— begin Given information —

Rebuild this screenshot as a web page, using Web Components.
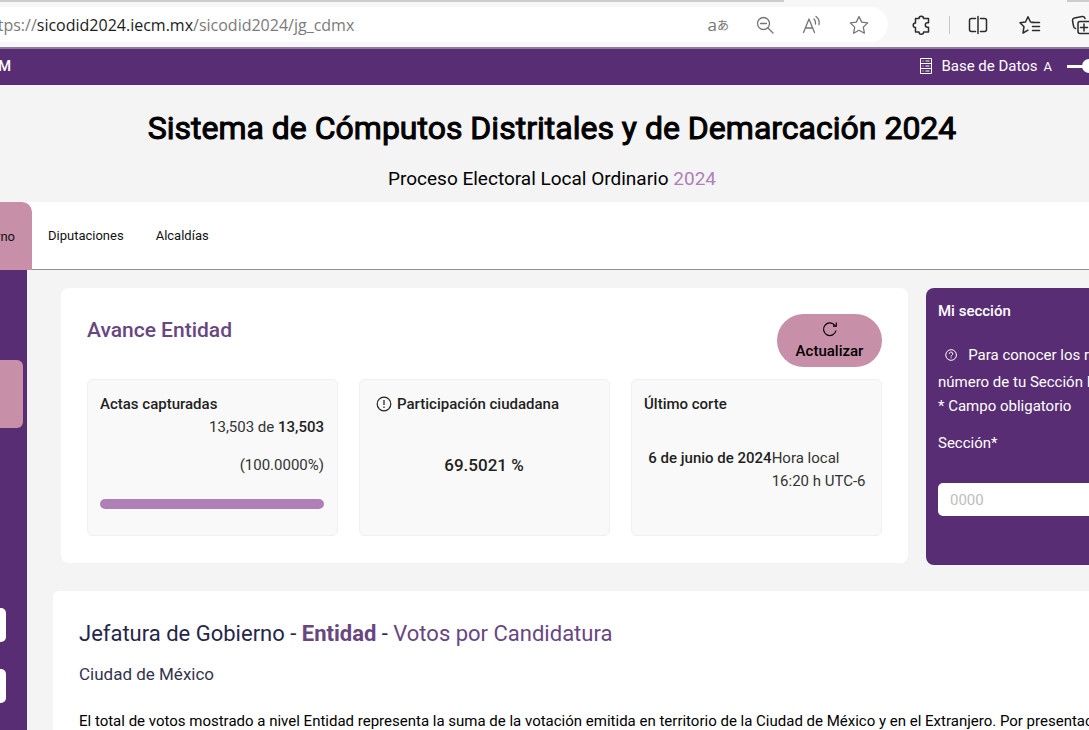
<!DOCTYPE html>
<html lang="es">
<head>
<meta charset="utf-8">
<title>Sistema de Cómputos Distritales y de Demarcación 2024</title>
<style>
:root{--purple:#582d73;--pink:#c78fa8;--lilac:#b07fb8;--ground:#f4f4f4;--ink:#1f1f1f}
html,body{margin:0;height:100%}
body{font:15px/23px Roboto,"Liberation Sans",sans-serif;color:#000;background:#fff;overflow:hidden}
</style>
</head>
<body>
<sicodid-app></sicodid-app>
<script>
function define(name, html, setup) {
  customElements.define(name, class extends HTMLElement {
    connectedCallback() {
      if (this.shadowRoot) return;
      const t = document.createElement('template');
      t.innerHTML = '<style>*{box-sizing:border-box}</style>' + html;
      this.attachShadow({ mode: 'open' }).append(t.content.cloneNode(true));
      if (setup) setup(this);
    }
  });
}

define('browser-toolbar', `
<style>
:host{display:block;background:#f7f7f7;border-bottom:2px solid #8d7d9b;overflow:hidden}
.strip{height:2px;display:flex;background:#cdcdcd}
.strip i{margin-left:auto;margin-right:2%;width:26%;background:#f7f7f7}
.bar{display:flex;align-items:center;height:45px;color:#2b2b2b}
.pill{flex:1;display:flex;align-items:center;justify-content:space-between;height:35px;background:#fff;border-radius:0 18px 18px 0;padding-right:18px;color:#757575;overflow:hidden}
.url{font:16px/22px "Open Sans","Noto Sans",sans-serif;color:#7b7b7b;white-space:nowrap;margin-left:-8px}
.url b{font-weight:400;color:#1b1b1b}
.tools,.right{display:flex;align-items:center}
.tools{gap:25px}
.right{gap:30px;width:201px;padding-left:22px;flex:none;overflow:hidden}
button{border:0;background:none;padding:0;color:inherit;display:flex;align-items:center;font:17px/22px "Open Sans",sans-serif}
button small{font:12px/22px "Noto Sans CJK JP",sans-serif}
svg{width:22px;height:22px;flex:none;fill:none;stroke:currentColor;stroke-width:1.3;stroke-linejoin:round;stroke-linecap:round}
hr{width:1px;height:18px;border:0;margin:0 -13px;background:#c8c8c8;flex:none}
</style>
<div class="strip"><i></i></div>
<div class="bar">
 <div class="pill"><span class="url">ttps://<b>sicodid2024.iecm.mx</b>/sicodid2024/jg_cdmx</span>
  <span class="tools">
   <button aria-label="Traducir">a<small>あ</small></button>
   <button aria-label="Alejar"><svg viewBox="0 0 22 22"><circle cx="9.500" cy="9.500" r="6"/><path d="M14 14l5 5M6.500 9.500h6"/></svg></button>
   <button aria-label="Leer en voz alta"><svg viewBox="0 0 22 22"><path d="M2.500 18.500L8 5l5.500 13.500M4.500 14h7M13 5q2 2 1.500 5M15 2.500q4 3 3 8"/></svg></button>
   <button aria-label="Favorito"><svg viewBox="0 0 22 22"><path d="M11 2.500l2.700 5.600 6 .8-4.400 4.200 1.100 6.100L11 16.300l-5.400 2.900 1.100-6.100-4.400-4.200 6-.8z"/></svg></button>
  </span>
 </div>
 <div class="right">
  <button aria-label="Extensiones"><svg viewBox="0 0 22 22" style="stroke-width:1.500"><path d="M5.500 4.500H9a2.300 2.300 0 0 1 4.600 0H18.500v4.300h-1a2.200 2.200 0 0 0 0 4.400h1V18h-4.900a2.300 2.300 0 0 1-4.600 0H5.500v-4.400a2.300 2.300 0 0 1 0-4.600z"/></svg></button>
  <hr>
  <button aria-label="Pantalla dividida"><svg viewBox="0 0 22 22" style="stroke-width:1.500"><path d="M8.500 4.500H4.500a2 2 0 0 0-2 2v9a2 2 0 0 0 2 2h4M13.500 4.500h4a2 2 0 0 1 2 2v9a2 2 0 0 1-2 2h-4M11 2.500v17"/></svg></button>
  <button aria-label="Lista de favoritos"><svg viewBox="0 0 22 22" style="stroke-width:1.500"><path d="M16 8.500L11.500 8 9 2.800 6.500 8 1 8.700l4 4-1 6.300 5-2.800M12.500 8.500h8M13.500 12.500h7M13.500 16.500h7"/></svg></button>
  <button aria-label="Colecciones"><svg viewBox="0 0 22 22" style="stroke-width:1.500"><path d="M4.500 14.500A3 3 0 0 1 2.500 12L1.500 6.500A2.500 2.500 0 0 1 3.500 4L11 2.500a2.500 2.500 0 0 1 3 2M9 7.500h11v12H9a2 2 0 0 1-2-2v-8a2 2 0 0 1 2-2zM13 10v7M9.500 13.500h7"/></svg></button>
 </div>
</div>`);

define('site-nav', `
<style>
:host{display:flex;align-items:center;justify-content:space-between;height:36px;background:var(--purple);color:#fff;padding-bottom:2px;overflow:hidden}
b{font-weight:500;margin-left:-2px}
nav{display:flex;align-items:center}
a{display:flex;align-items:center;gap:8px;color:inherit;text-decoration:none}
svg{width:14px;height:16px;fill:none;stroke:currentColor}
label{font-size:13px;margin-left:6px;display:flex;align-items:center;gap:15px}
input{appearance:none;width:100px;height:14px;margin:0 -78px 0 0;background:linear-gradient(#fff,#fff) center/100% 3px no-repeat}
input::-webkit-slider-thumb{appearance:none;width:14px;height:14px;border-radius:50%;background:#fff}
</style>
<b>M</b>
<nav><a href="#"><svg viewBox="0 0 14 16"><path d="M1.500.5h11v15h-11zM1.500 5.500h11M1.500 10.500h11M3.500 3h1M6.500 3h4M3.500 8h1M6.500 8h4M3.500 13h1M6.500 13h4"/></svg>Base de Datos</a>
<label>A<input type="range" min="0" max="100" value="18" aria-label="Tamaño"></label></nav>`);

define('site-title', `
<style>
:host{display:block;background:var(--ground);text-align:center;padding:22px 0 11px 15px}
h1{margin:0;font-size:32px;line-height:42px;font-weight:400;-webkit-text-stroke:1px #000}
p{margin:17px 0 0;font-size:19px;line-height:25px}
span{color:var(--lilac)}
</style>
<h1>Sistema de Cómputos Distritales y de Demarcación 2024</h1>
<p>Proceso Electoral Local Ordinario <span>2024</span></p>`);

define('tab-bar', `
<style>
:host{display:flex;height:68px;background:#fff;border-bottom:1px solid #8f8f8f;font-size:13px}
a{display:flex;align-items:center;color:#111;text-decoration:none;padding:0 16px}
a.on{background:var(--pink);width:32px;padding:0 17px 0 0;justify-content:flex-end;border-radius:0 10px 0 0;overflow:hidden;margin-bottom:-1px}
</style>
<a class="on" href="#">rno</a><a href="#">Diputaciones</a><a href="#">Alcaldías</a>`);

define('side-bar', `
<style>
:host{display:block;width:27px;flex:none;background:var(--purple);padding-top:90px}
a{display:block;height:68px;width:23px;background:var(--pink);border-radius:0 6px 6px 0;margin-bottom:180px}
button{display:block;width:6px;height:34px;border:0;padding:0;background:#fff;border-radius:0 5px 5px 0;margin-bottom:27px}
</style>
<a href="#" aria-label="Entidad"></a><button aria-label="Distrito"></button><button aria-label="Sección"></button>`);

define('stat-card', `
<style>
:host{display:block;height:157px;background:#f9f9f9;border:1px solid #f0f0f0;border-radius:6px;padding:12px 13px 12px 12px}
h3{margin:0;font-size:15px;line-height:24px;font-weight:500;color:#1f1f1f;display:flex;align-items:center;gap:5px}
</style>
<h3><slot name="icon"></slot><slot name="title"></slot></h3><slot></slot>`);

define('progress-line', `
<style>:host{display:block;height:10px;border-radius:5px;background:var(--lilac);margin-top:22px}</style>`,
  el => { el.setAttribute('role', 'progressbar'); el.setAttribute('aria-valuenow', '100'); });

define('avance-panel', `
<style>
:host{display:block;background:#fff;border-radius:8px;padding:26px 26px 27px;color:#333}
header{display:flex;justify-content:space-between;align-items:flex-start;margin-bottom:12px}
h2{margin:0;font-size:21px;line-height:32px;font-weight:500;color:#68467f}
button{width:105px;height:53px;border:0;border-radius:27px;background:var(--pink);color:#000;font:500 15px/23px Roboto,sans-serif;padding:4px 0 0;display:flex;flex-direction:column;align-items:center}
button svg{width:16px;height:22px}
svg{fill:none;stroke:currentColor;stroke-width:1.200}
.grid{display:grid;grid-template-columns:repeat(3,1fr);gap:21px}
.right{text-align:right}
b{font-weight:500;color:#1f1f1f}
p{margin:0}
.pct{margin-top:15px}
.big{font-size:17px;text-align:center;margin-top:38px}
.info{width:16px;height:16px;margin-left:4px}
.cut{display:flex;justify-content:center;margin-top:31px}
.cut span{width:92px;white-space:nowrap}
</style>
<header><h2>Avance Entidad</h2><button><svg viewBox="0 0 16 22"><path d="M14 12.500a6.300 6.300 0 1 1-.9-4.700M14.300 4.500v3.700h-3.300"/></svg>Actualizar</button></header>
<div class="grid">
<stat-card><span slot="title">Actas capturadas</span><p class="right">13,503 de <b>13,503</b></p><p class="right pct">(100.0000%)</p><progress-line></progress-line></stat-card>
<stat-card><svg slot="icon" class="info" viewBox="0 0 16 16"><circle cx="8" cy="8" r="6.800"/><path d="M8 4v5M8 10.500v1.500"/></svg><span slot="title">Participación ciudadana</span><p class="big"><b>69.5021 %</b></p></stat-card>
<stat-card><span slot="title">Último corte</span><div class="cut"><b>6 de junio de 2024</b><span>Hora local<br>16:20 h UTC-6</span></div></stat-card>
</div>`);

define('seccion-panel', `
<style>
:host{display:block;background:var(--purple);border-radius:8px 0 0 8px;color:#fff;padding:11px 0 0 12px;overflow:hidden;height:277px;white-space:nowrap}
h2{margin:0 0 17px;font-size:15px;line-height:24px;font-weight:500}
p{margin:0}
.help{line-height:30px;display:flex;align-items:center}
.two{line-height:25px}
svg{width:16px;height:16px;margin:0 11px 0 7px;fill:none;stroke:currentColor;stroke-width:1.300}
label{display:block;margin-top:14px}
input{display:block;width:100%;height:33px;margin-top:28px;border:0;border-radius:5px 0 0 5px;background:#fff;padding:0 12px;font:15px Roboto,sans-serif}
input::placeholder{color:#bdbdbd;opacity:1}
</style>
<h2>Mi sección</h2>
<p class="help"><svg viewBox="0 0 16 16"><circle cx="8" cy="8" r="7"/><path d="M5.800 6.500a2.200 2.200 0 1 1 3.400 1.700Q8 9 8 10M8 11v1.300"/></svg>Para conocer los r</p>
<p class="two">número de tu Sección E</p>
<p>* Campo obligatorio</p>
<label for="s">Sección*</label><input id="s" placeholder="0000">`);

define('votos-panel', `
<style>
:host{display:block;flex:1;background:#fff;border-radius:6px 0 0 0;padding:27px 0 0 26px;overflow:hidden;white-space:nowrap}
h2{margin:0;font-size:22px;line-height:32px;font-weight:400;color:#26264a}
h3{margin:12px 0 24px;font-size:17px;line-height:24px;font-weight:400;color:#33334f}
b{font-weight:700;color:#68467f}
span{color:#68467f}
p{margin:0}
</style>
<h2>Jefatura de Gobierno - <b>Entidad</b> - <span>Votos por Candidatura</span></h2>
<h3>Ciudad de México</h3>
<p>El total de votos mostrado a nivel Entidad representa la suma de la votación emitida en territorio de la Ciudad de México y en el Extranjero. Por presentación</p>`);

define('sicodid-app', `
<style>
:host{display:flex;flex-direction:column;height:100vh}
.body{flex:1;display:flex;min-height:0;background:var(--ground)}
main{flex:1;min-width:0;display:flex;flex-direction:column;padding:18px 0 0 26px;overflow:hidden}
.top{display:grid;grid-template-columns:minmax(0,847fr) minmax(0,163fr);gap:18px;align-items:start;padding-left:8px;margin-bottom:26px}
</style>
<browser-toolbar></browser-toolbar>
<site-nav></site-nav>
<site-title></site-title>
<tab-bar></tab-bar>
<div class="body"><side-bar></side-bar>
<main><div class="top"><avance-panel></avance-panel><seccion-panel></seccion-panel></div><votos-panel></votos-panel></main></div>`);
</script>
</body>
</html>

— end Given information —

» Task brief: Identify and copy lines that hold the string "this".

» In response:
Rebuild this screenshot as a web page, using Web Components.
      if (this.shadowRoot) return;
      this.attachShadow({ mode: 'open' }).append(t.content.cloneNode(true));
      if (setup) setup(this);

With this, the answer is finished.